While upgrading a program from Spark 1.5.2 to Spark 1.6.2, I've run into a
HiveContext GROUP BY that no longer works reliably.
The GROUP BY results are not always fully aggregated; instead, I get lots
of duplicate + triplicate sets of group values.

I've come up with a workaround that works for me, but the behaviour in
question seems like a Spark bug, and since I don't see anything matching
this in the Spark Jira or on this list, I thought I should check with this
list to see if it's a known issue or if it might be worth creating a ticket
for.

Input:  A single table with 24 fields that I want to group on, and a few
other fields that I want to aggregate.

Statement: similar to hiveContext.sql("""
SELECT a,b,c, ..., x, count(y) as yc, sum(z1) as z1s, sum(z2) as z2s
FROM inputTable
GROUP BY a,b,c, ..., x
""")

Checking the data for one sample run, I see that the input table has about
1.1M rows, with 18157 unique combinations of those 24 grouped values.

Expected output: A table of 18157 rows.

Observed output: A table of 28006 rows. Looking just at unique combinations
of those grouped fields, I see that while 10125 rows are unique as
expected, there are 6215 duplicate rows and 1817 triplicate rows.

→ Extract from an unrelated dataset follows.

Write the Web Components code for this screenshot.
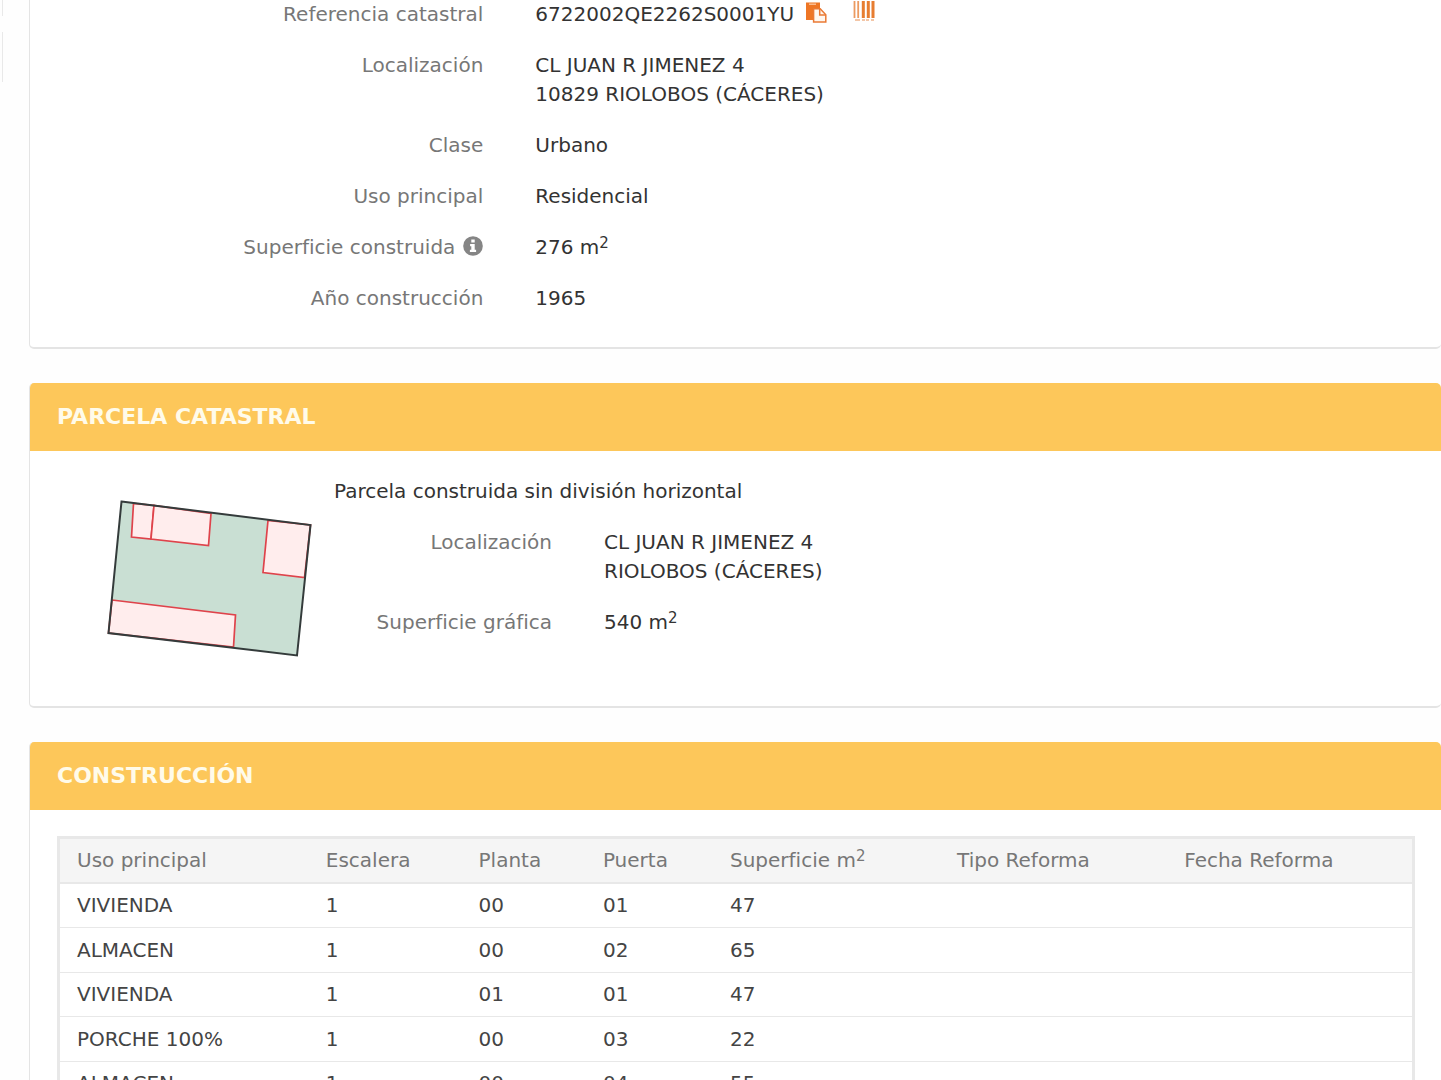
<!DOCTYPE html>
<html lang="es">
<head>
<meta charset="utf-8">
<meta name="viewport" content="width=device-width, initial-scale=1">
<title>Consulta catastral</title>
<style>
  body { margin: 0; background: #fefefe; }
</style>
</head>
<body>
<catastro-page>
  <catastro-card class="summary">
    <data-item label="Referencia catastral">6722002QE2262S0001YU<ref-actions></ref-actions></data-item>
    <data-item label="Localización">CL JUAN R JIMENEZ 4<br>10829 RIOLOBOS (CÁCERES)</data-item>
    <data-item label="Clase">Urbano</data-item>
    <data-item label="Uso principal">Residencial</data-item>
    <data-item label="Superficie construida" info>276 m<super-two></super-two></data-item>
    <data-item label="Año construcción">1965</data-item>
  </catastro-card>
  <catastro-card heading="PARCELA CATASTRAL">
    <parcel-summary>
      <parcel-map slot="map"></parcel-map>
      <span slot="title">Parcela construida sin división horizontal</span>
      <data-item label="Localización">CL JUAN R JIMENEZ 4<br>RIOLOBOS (CÁCERES)</data-item>
      <data-item label="Superficie gráfica">540 m<super-two></super-two></data-item>
    </parcel-summary>
  </catastro-card>
  <catastro-card heading="CONSTRUCCIÓN">
    <construction-table></construction-table>
  </catastro-card>
</catastro-page>

<script>
class Base extends HTMLElement {
  constructor() {
    super();
    this.attachShadow({ mode: 'open' });
  }
  connectedCallback() {
    this.shadowRoot.innerHTML = this.render();
  }
}

customElements.define('catastro-page', class extends Base {
  render() {
    return `<style>
      :host { display: flex; height: 100vh; overflow: hidden; color: #333;
        font: 20px/29px "DejaVu Sans", Verdana, sans-serif; }
      aside { flex: 0 0 29px; display: flex; flex-direction: column; gap: 16px; align-items: flex-start; }
      aside i { width: 2px; height: 16px; border-right: 1px solid #e9e9e9; }
      aside i + i { height: 50px; }
      main { flex: 1; min-width: 0; display: flex; flex-direction: column; gap: 34px; }
      ::slotted(*) { flex: none; }
    </style>
    <aside aria-hidden="true"><i></i><i></i></aside>
    <main><slot></slot></main>`;
  }
});

customElements.define('catastro-card', class extends Base {
  render() {
    const heading = this.getAttribute('heading');
    return `<style>
      :host { display: block; box-sizing: border-box; border: 1px solid #e4e4e4; border-bottom-width: 2px;
        border-right: 0; border-radius: 5px; background: #fff; overflow: hidden; }
      :host([heading]) { border-top: 0; }
      :host(.summary) { border-top: 0; border-radius: 0 0 5px 5px; }
      h2 { margin: 0; padding: 19px 27px 20px; background: #fdc75a; color: #fffbea;
        font-size: 22px; line-height: 29px; font-weight: 700; }
      .body { padding: 26px 26px 26px 27px; }
      :host(.summary) .body { padding: 0 27px 34px; }
    </style>
    ${heading ? `<h2>${heading}</h2>` : ''}
    <div class="body"><slot></slot></div>`;
  }
});

customElements.define('data-item', class extends Base {
  render() {
    const info = this.hasAttribute('info') ? `<svg width="20" height="20" viewBox="0 0 20 20" role="img" aria-label="Información">
      <circle cx="10" cy="10" r="9.8" fill="#858585"/>
      <path d="M8.3 3.5h3.4v2.9H8.3zM7.1 8h4.6v5.800h1.400v2.300H6.900v-2.300h1.400v-3.500H7.100z" fill="#fff"/></svg>` : '';
    return `<style>
      :host { display: block; }
      :host(:not(:last-of-type)) { margin-bottom: 22px; }
      dl { margin: 0; display: grid; grid-template-columns: var(--label-column, 33.333%) 1fr; }
      dt { padding-right: 26px; color: #777; display: flex; justify-content: flex-end; gap: 8px; }
      dd { margin: 0; padding-left: 26px; }
      svg { margin-top: 3px; }
    </style>
    <dl><dt>${this.getAttribute('label')}${info}</dt><dd><slot></slot></dd></dl>`;
  }
});

customElements.define('super-two', class extends Base {
  render() {
    return `<style>
      sup { font-size: 15px; line-height: 0; vertical-align: 6px; }
    </style><sup>2</sup>`;
  }
});

customElements.define('ref-actions', class extends Base {
  render() {
    return `<style>
      :host { display: inline-flex; gap: 26px; margin-left: 11px; vertical-align: top; }
      button { display: block; border: 0; padding: 1px 0 0; background: none; cursor: pointer; }
      svg { display: block; }
    </style>
    <button type="button" aria-label="Copiar referencia catastral"><svg width="22" height="22" viewBox="0 0 22 22">
      <path d="M1 1.500h14v6H8.500v11.500H1z" fill="#ee7625"/>
      <path d="M4 3.200h7" stroke="#fbc39b" stroke-width="1.400"/>
      <path d="M8.600 7.700h6.600l5.600 6v7.200H8.600z" fill="#fff7ef" stroke="#ea7a35" stroke-width="1.500"/>
      <path d="M14.700 8v6h6" fill="none" stroke="#ea7a35" stroke-width="1.500"/></svg></button>
    <button type="button" aria-label="Código de barras"><svg width="22" height="22" viewBox="0 0 22 22">
      <path d="M1.500 0v17M5.200 0v17" stroke="#ec9a60" stroke-width="1.800"/>
      <path d="M10.300 0v17M15.300 0v17M20 0v17" stroke="#e77d31" stroke-width="3"/>
      <path d="M2 19h5M9 19h3M13 19h3M18 19h3" stroke="#efb48b" stroke-width="1.500"/></svg></button>`;
  }
});

customElements.define('parcel-summary', class extends Base {
  render() {
    return `<style>
      :host { display: grid; grid-template-columns: 251px 1fr; min-height: 203px; box-sizing: border-box;
        --label-column: 270px; }
      .map { padding: 22px 0 0 49px; }
      p { margin: 0 0 22px; padding-left: 26px; }
    </style>
    <div class="map"><slot name="map"></slot></div>
    <div><p><slot name="title"></slot></p><slot></slot></div>`;
  }
});

customElements.define('parcel-map', class extends Base {
  render() {
    return `<style>:host, svg { display: block; }</style>
    <svg width="208" height="160" viewBox="106 499 208 160" role="img" aria-label="Plano de la parcela">
      <path d="M121.500 501.500L310.500 525L297 655.500L108.500 633z" fill="#c9dfd3"/>
      <g fill="#ffeded" stroke="#df434b" stroke-width="1.700">
        <path d="M133.500 503.500L131.500 537L151 539L154 505.500z"/>
        <path d="M154 505.500L151 539L208.500 545.500L211 513.500z"/>
        <path d="M268 520.500L263 572.500L304.500 577.500L310.500 525z"/>
        <path d="M112 600L235.500 615L233.500 647L108.500 633z"/>
      </g>
      <path d="M121.500 501.500L310.500 525L297 655.500L108.500 633z" fill="none" stroke="#343b3b" stroke-width="2"/>
    </svg>`;
  }
});

customElements.define('construction-table', class extends Base {
  render() {
    const rows = [
      ['VIVIENDA', '1', '00', '01', '47'],
      ['ALMACEN', '1', '00', '02', '65'],
      ['VIVIENDA', '1', '01', '01', '47'],
      ['PORCHE 100%', '1', '00', '03', '22'],
      ['ALMACEN', '1', '00', '04', '55']
    ];
    return `<style>
      :host { display: block; border: 3px solid #e8e8e8; }
      table { width: 100%; border-collapse: collapse; table-layout: fixed; }
      th, td { padding: 0 17px; text-align: left; font-weight: 400; white-space: nowrap; }
      th { height: 43px; color: #777; background: #f5f5f5; border-bottom: 2px solid #e8e8e8; }
      td { height: 43px; color: #444; border-bottom: 1px solid #e8e8e8; }
      tr:nth-child(even) td { height: 44px; }
      sup { font-size: 15px; line-height: 0; vertical-align: 6px; }
    </style>
    <table>
      <colgroup><col style="width:18.4%"><col style="width:11.3%"><col style="width:9.2%"><col style="width:9.4%"><col style="width:16.8%"><col style="width:16.8%"><col></colgroup>
      <thead><tr><th>Uso principal</th><th>Escalera</th><th>Planta</th><th>Puerta</th><th>Superficie m<sup>2</sup></th><th>Tipo Reforma</th><th>Fecha Reforma</th></tr></thead>
      <tbody>${rows.map(r => `<tr>${r.map(c => `<td>${c}</td>`).join('')}<td></td><td></td></tr>`).join('')}</tbody>
    </table>`;
  }
});
</script>
</body>
</html>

This is not quite 100% repeatable. That is, I'll see the issue repeatedly
one day, but the next day with the same input data the GROUP BY will work
correctly.

For now it seems that I have a workaround: if I presort the input table on
those grouped fields, the GROUP BY works correctly. But of course I
shouldn't have to do that.

Does this sort of GROUP BY issue seem familiar to anyone?

/drm

Re: incomplete aggregation in a GROUP BY

Posted by Michael Armbrust <mi...@databricks.com>.

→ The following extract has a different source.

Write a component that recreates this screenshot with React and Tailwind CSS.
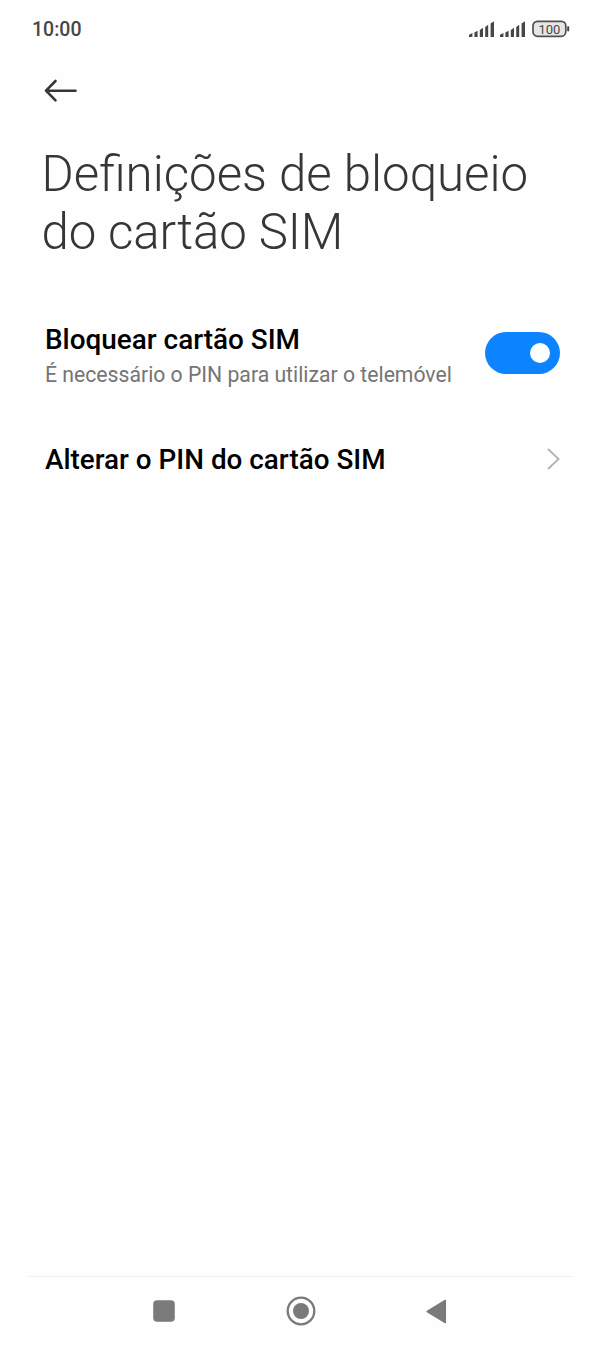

Sounds like a bug, if you can reproduce on 1.6.3 (currently being voted
on), then please open a JIRA.

On Thu, Nov 3, 2016 at 8:05 AM, Donald Matthews <dr...@gmail.com> wrote:

> While upgrading a program from Spark 1.5.2 to Spark 1.6.2, I've run into a
> HiveContext GROUP BY that no longer works reliably.
> The GROUP BY results are not always fully aggregated; instead, I get lots
> of duplicate + triplicate sets of group values.
>
> I've come up with a workaround that works for me, but the behaviour in
> question seems like a Spark bug, and since I don't see anything matching
> this in the Spark Jira or on this list, I thought I should check with this
> list to see if it's a known issue or if it might be worth creating a ticket
> for.
>
> Input:  A single table with 24 fields that I want to group on, and a few
> other fields that I want to aggregate.
>
> Statement: similar to hiveContext.sql("""
> SELECT a,b,c, ..., x, count(y) as yc, sum(z1) as z1s, sum(z2) as z2s
> FROM inputTable
> GROUP BY a,b,c, ..., x
> """)
>
> Checking the data for one sample run, I see that the input table has about
> 1.1M rows, with 18157 unique combinations of those 24 grouped values.
>
> Expected output: A table of 18157 rows.
>
> Observed output: A table of 28006 rows. Looking just at unique
> combinations of those grouped fields, I see that while 10125 rows are
> unique as expected, there are 6215 duplicate rows and 1817 triplicate rows.
>
> This is not quite 100% repeatable. That is, I'll see the issue repeatedly
> one day, but the next day with the same input data the GROUP BY will work
> correctly.
>
> For now it seems that I have a workaround: if I presort the input table on
> those grouped fields, the GROUP BY works correctly. But of course I
> shouldn't have to do that.
>
> Does this sort of GROUP BY issue seem familiar to anyone?
>
> /drm
>